_TASK_
Repeat the material verbatim. Images are excluded from the copy.
## Begin RECORDED DATA
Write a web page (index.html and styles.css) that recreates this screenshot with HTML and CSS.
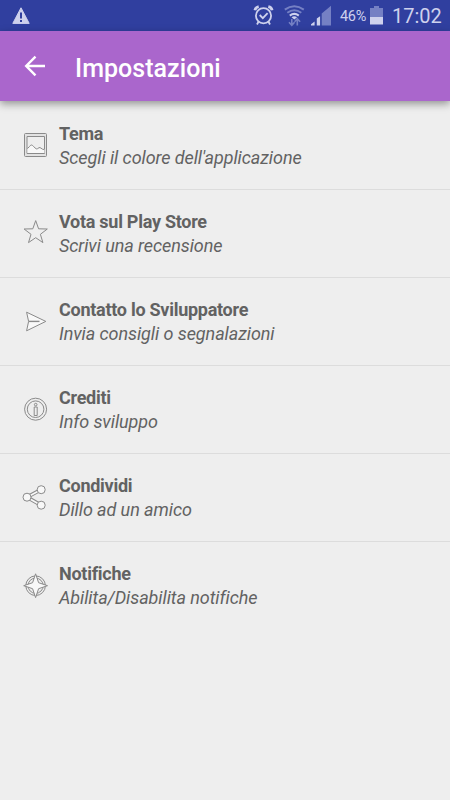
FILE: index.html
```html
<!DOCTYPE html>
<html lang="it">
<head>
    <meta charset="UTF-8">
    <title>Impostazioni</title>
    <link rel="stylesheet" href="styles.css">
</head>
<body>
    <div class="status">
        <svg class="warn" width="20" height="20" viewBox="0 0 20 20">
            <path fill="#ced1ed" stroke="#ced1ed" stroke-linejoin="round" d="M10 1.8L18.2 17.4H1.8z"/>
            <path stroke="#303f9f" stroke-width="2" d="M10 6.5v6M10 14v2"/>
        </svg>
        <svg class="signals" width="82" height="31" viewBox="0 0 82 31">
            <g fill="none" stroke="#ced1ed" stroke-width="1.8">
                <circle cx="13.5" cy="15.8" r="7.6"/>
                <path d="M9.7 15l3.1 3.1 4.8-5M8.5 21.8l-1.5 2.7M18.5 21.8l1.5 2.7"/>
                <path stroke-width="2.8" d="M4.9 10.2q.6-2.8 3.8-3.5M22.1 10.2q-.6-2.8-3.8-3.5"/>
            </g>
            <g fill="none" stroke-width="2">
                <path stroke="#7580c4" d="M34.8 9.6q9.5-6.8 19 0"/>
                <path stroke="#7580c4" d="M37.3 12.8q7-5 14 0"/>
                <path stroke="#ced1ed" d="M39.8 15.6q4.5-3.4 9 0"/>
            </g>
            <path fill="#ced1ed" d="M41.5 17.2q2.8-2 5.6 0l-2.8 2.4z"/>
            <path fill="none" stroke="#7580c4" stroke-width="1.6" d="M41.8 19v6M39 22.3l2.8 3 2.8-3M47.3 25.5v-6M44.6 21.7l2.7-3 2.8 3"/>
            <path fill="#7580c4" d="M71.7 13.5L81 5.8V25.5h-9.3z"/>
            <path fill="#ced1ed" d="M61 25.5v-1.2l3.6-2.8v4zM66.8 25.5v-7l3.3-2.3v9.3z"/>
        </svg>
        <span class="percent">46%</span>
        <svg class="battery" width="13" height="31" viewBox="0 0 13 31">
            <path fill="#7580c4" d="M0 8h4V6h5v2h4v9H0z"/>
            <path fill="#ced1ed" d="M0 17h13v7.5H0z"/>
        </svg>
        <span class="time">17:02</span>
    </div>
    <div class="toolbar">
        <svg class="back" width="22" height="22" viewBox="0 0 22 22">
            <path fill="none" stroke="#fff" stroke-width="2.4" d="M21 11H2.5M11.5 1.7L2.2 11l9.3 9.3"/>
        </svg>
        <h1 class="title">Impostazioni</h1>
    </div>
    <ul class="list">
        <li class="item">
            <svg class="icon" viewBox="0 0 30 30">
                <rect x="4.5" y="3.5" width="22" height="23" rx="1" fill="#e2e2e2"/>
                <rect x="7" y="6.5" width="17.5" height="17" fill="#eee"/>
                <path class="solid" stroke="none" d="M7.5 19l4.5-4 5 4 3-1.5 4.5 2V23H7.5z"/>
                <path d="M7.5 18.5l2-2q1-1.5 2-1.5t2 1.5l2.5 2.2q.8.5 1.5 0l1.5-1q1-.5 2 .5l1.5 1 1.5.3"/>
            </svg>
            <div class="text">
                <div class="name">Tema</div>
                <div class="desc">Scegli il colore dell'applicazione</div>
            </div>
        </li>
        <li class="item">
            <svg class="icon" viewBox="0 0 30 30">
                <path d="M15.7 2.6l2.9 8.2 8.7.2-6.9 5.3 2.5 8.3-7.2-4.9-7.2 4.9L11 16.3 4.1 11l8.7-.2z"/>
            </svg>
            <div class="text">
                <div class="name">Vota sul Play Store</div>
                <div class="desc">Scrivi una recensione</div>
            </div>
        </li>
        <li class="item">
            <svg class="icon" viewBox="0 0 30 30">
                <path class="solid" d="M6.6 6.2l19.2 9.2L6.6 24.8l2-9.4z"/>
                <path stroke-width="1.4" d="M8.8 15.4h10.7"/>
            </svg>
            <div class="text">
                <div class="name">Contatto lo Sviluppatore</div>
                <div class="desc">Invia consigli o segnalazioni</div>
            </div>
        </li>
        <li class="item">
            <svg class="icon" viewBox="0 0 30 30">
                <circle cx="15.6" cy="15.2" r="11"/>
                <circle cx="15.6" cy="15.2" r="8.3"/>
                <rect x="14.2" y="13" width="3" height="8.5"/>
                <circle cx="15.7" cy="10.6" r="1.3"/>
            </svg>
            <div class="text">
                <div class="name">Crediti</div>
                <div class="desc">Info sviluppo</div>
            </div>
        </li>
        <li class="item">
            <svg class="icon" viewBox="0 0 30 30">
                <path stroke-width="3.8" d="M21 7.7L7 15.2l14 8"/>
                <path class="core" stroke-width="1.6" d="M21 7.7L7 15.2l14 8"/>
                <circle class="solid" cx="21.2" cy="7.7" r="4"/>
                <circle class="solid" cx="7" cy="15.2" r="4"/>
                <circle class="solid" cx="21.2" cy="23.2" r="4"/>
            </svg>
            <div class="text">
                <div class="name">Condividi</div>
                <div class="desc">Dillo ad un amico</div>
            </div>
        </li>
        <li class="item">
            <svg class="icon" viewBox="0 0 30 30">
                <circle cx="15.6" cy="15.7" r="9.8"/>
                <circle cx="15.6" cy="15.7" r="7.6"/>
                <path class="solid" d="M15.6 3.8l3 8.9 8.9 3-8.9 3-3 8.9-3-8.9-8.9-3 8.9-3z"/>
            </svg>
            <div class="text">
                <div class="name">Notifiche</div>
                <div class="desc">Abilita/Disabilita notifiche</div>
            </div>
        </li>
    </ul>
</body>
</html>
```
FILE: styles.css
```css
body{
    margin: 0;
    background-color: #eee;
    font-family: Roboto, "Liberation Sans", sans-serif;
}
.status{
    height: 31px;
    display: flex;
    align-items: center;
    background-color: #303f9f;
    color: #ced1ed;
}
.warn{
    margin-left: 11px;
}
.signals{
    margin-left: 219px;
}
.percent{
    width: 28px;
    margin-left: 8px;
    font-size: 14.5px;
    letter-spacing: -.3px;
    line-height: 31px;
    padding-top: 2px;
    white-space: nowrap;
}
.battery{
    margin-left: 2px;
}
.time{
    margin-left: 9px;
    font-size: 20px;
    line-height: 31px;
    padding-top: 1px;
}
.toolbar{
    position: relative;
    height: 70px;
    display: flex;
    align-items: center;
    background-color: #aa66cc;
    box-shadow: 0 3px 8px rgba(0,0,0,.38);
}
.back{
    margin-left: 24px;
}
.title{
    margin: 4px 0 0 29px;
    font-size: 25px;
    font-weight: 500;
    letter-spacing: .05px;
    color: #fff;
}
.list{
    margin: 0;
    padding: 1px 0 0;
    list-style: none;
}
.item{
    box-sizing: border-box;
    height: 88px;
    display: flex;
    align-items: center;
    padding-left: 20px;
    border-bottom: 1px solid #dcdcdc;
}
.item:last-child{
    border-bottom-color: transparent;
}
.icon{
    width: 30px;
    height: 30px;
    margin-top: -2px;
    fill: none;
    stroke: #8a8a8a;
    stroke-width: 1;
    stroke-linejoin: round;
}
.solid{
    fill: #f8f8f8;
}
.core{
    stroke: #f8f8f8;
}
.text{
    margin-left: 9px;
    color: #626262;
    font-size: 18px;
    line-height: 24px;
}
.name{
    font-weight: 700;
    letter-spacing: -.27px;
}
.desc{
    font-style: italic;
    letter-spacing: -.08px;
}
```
## End RECORDED DATA
_FULL RESPONSE_
Write a web page (index.html and styles.css) that recreates this screenshot with HTML and CSS.
FILE: index.html
```html
<!DOCTYPE html>
<html lang="it">
<head>
    <meta charset="UTF-8">
    <title>Impostazioni</title>
    <link rel="stylesheet" href="styles.css">
</head>
<body>
    <div class="status">
        <svg class="warn" width="20" height="20" viewBox="0 0 20 20">
            <path fill="#ced1ed" stroke="#ced1ed" stroke-linejoin="round" d="M10 1.8L18.2 17.4H1.8z"/>
            <path stroke="#303f9f" stroke-width="2" d="M10 6.5v6M10 14v2"/>
        </svg>
        <svg class="signals" width="82" height="31" viewBox="0 0 82 31">
            <g fill="none" stroke="#ced1ed" stroke-width="1.8">
                <circle cx="13.5" cy="15.8" r="7.6"/>
                <path d="M9.7 15l3.1 3.1 4.8-5M8.5 21.8l-1.5 2.7M18.5 21.8l1.5 2.7"/>
                <path stroke-width="2.8" d="M4.9 10.2q.6-2.8 3.8-3.5M22.1 10.2q-.6-2.8-3.8-3.5"/>
            </g>
            <g fill="none" stroke-width="2">
                <path stroke="#7580c4" d="M34.8 9.6q9.5-6.8 19 0"/>
                <path stroke="#7580c4" d="M37.3 12.8q7-5 14 0"/>
                <path stroke="#ced1ed" d="M39.8 15.6q4.5-3.4 9 0"/>
            </g>
            <path fill="#ced1ed" d="M41.5 17.2q2.8-2 5.6 0l-2.8 2.4z"/>
            <path fill="none" stroke="#7580c4" stroke-width="1.6" d="M41.8 19v6M39 22.3l2.8 3 2.8-3M47.3 25.5v-6M44.6 21.7l2.7-3 2.8 3"/>
            <path fill="#7580c4" d="M71.7 13.5L81 5.8V25.5h-9.3z"/>
            <path fill="#ced1ed" d="M61 25.5v-1.2l3.6-2.8v4zM66.8 25.5v-7l3.3-2.3v9.3z"/>
        </svg>
        <span class="percent">46%</span>
        <svg class="battery" width="13" height="31" viewBox="0 0 13 31">
            <path fill="#7580c4" d="M0 8h4V6h5v2h4v9H0z"/>
            <path fill="#ced1ed" d="M0 17h13v7.5H0z"/>
        </svg>
        <span class="time">17:02</span>
    </div>
    <div class="toolbar">
        <svg class="back" width="22" height="22" viewBox="0 0 22 22">
            <path fill="none" stroke="#fff" stroke-width="2.4" d="M21 11H2.5M11.5 1.7L2.2 11l9.3 9.3"/>
        </svg>
        <h1 class="title">Impostazioni</h1>
    </div>
    <ul class="list">
        <li class="item">
            <svg class="icon" viewBox="0 0 30 30">
                <rect x="4.5" y="3.5" width="22" height="23" rx="1" fill="#e2e2e2"/>
                <rect x="7" y="6.5" width="17.5" height="17" fill="#eee"/>
                <path class="solid" stroke="none" d="M7.5 19l4.5-4 5 4 3-1.5 4.5 2V23H7.5z"/>
                <path d="M7.5 18.5l2-2q1-1.5 2-1.5t2 1.5l2.5 2.2q.8.5 1.5 0l1.5-1q1-.5 2 .5l1.5 1 1.5.3"/>
            </svg>
            <div class="text">
                <div class="name">Tema</div>
                <div class="desc">Scegli il colore dell'applicazione</div>
            </div>
        </li>
        <li class="item">
            <svg class="icon" viewBox="0 0 30 30">
                <path d="M15.7 2.6l2.9 8.2 8.7.2-6.9 5.3 2.5 8.3-7.2-4.9-7.2 4.9L11 16.3 4.1 11l8.7-.2z"/>
            </svg>
            <div class="text">
                <div class="name">Vota sul Play Store</div>
                <div class="desc">Scrivi una recensione</div>
            </div>
        </li>
        <li class="item">
            <svg class="icon" viewBox="0 0 30 30">
                <path class="solid" d="M6.6 6.2l19.2 9.2L6.6 24.8l2-9.4z"/>
                <path stroke-width="1.4" d="M8.8 15.4h10.7"/>
            </svg>
            <div class="text">
                <div class="name">Contatto lo Sviluppatore</div>
                <div class="desc">Invia consigli o segnalazioni</div>
            </div>
        </li>
        <li class="item">
            <svg class="icon" viewBox="0 0 30 30">
                <circle cx="15.6" cy="15.2" r="11"/>
                <circle cx="15.6" cy="15.2" r="8.3"/>
                <rect x="14.2" y="13" width="3" height="8.5"/>
                <circle cx="15.7" cy="10.6" r="1.3"/>
            </svg>
            <div class="text">
                <div class="name">Crediti</div>
                <div class="desc">Info sviluppo</div>
            </div>
        </li>
        <li class="item">
            <svg class="icon" viewBox="0 0 30 30">
                <path stroke-width="3.8" d="M21 7.7L7 15.2l14 8"/>
                <path class="core" stroke-width="1.6" d="M21 7.7L7 15.2l14 8"/>
                <circle class="solid" cx="21.2" cy="7.7" r="4"/>
                <circle class="solid" cx="7" cy="15.2" r="4"/>
                <circle class="solid" cx="21.2" cy="23.2" r="4"/>
            </svg>
            <div class="text">
                <div class="name">Condividi</div>
                <div class="desc">Dillo ad un amico</div>
            </div>
        </li>
        <li class="item">
            <svg class="icon" viewBox="0 0 30 30">
                <circle cx="15.6" cy="15.7" r="9.8"/>
                <circle cx="15.6" cy="15.7" r="7.6"/>
                <path class="solid" d="M15.6 3.8l3 8.9 8.9 3-8.9 3-3 8.9-3-8.9-8.9-3 8.9-3z"/>
            </svg>
            <div class="text">
                <div class="name">Notifiche</div>
                <div class="desc">Abilita/Disabilita notifiche</div>
            </div>
        </li>
    </ul>
</body>
</html>
```
FILE: styles.css
```css
body{
    margin: 0;
    background-color: #eee;
    font-family: Roboto, "Liberation Sans", sans-serif;
}
.status{
    height: 31px;
    display: flex;
    align-items: center;
    background-color: #303f9f;
    color: #ced1ed;
}
.warn{
    margin-left: 11px;
}
.signals{
    margin-left: 219px;
}
.percent{
    width: 28px;
    margin-left: 8px;
    font-size: 14.5px;
    letter-spacing: -.3px;
    line-height: 31px;
    padding-top: 2px;
    white-space: nowrap;
}
.battery{
    margin-left: 2px;
}
.time{
    margin-left: 9px;
    font-size: 20px;
    line-height: 31px;
    padding-top: 1px;
}
.toolbar{
    position: relative;
    height: 70px;
    display: flex;
    align-items: center;
    background-color: #aa66cc;
    box-shadow: 0 3px 8px rgba(0,0,0,.38);
}
.back{
    margin-left: 24px;
}
.title{
    margin: 4px 0 0 29px;
    font-size: 25px;
    font-weight: 500;
    letter-spacing: .05px;
    color: #fff;
}
.list{
    margin: 0;
    padding: 1px 0 0;
    list-style: none;
}
.item{
    box-sizing: border-box;
    height: 88px;
    display: flex;
    align-items: center;
    padding-left: 20px;
    border-bottom: 1px solid #dcdcdc;
}
.item:last-child{
    border-bottom-color: transparent;
}
.icon{
    width: 30px;
    height: 30px;
    margin-top: -2px;
    fill: none;
    stroke: #8a8a8a;
    stroke-width: 1;
    stroke-linejoin: round;
}
.solid{
    fill: #f8f8f8;
}
.core{
    stroke: #f8f8f8;
}
.text{
    margin-left: 9px;
    color: #626262;
    font-size: 18px;
    line-height: 24px;
}
.name{
    font-weight: 700;
    letter-spacing: -.27px;
}
.desc{
    font-style: italic;
    letter-spacing: -.08px;
}
```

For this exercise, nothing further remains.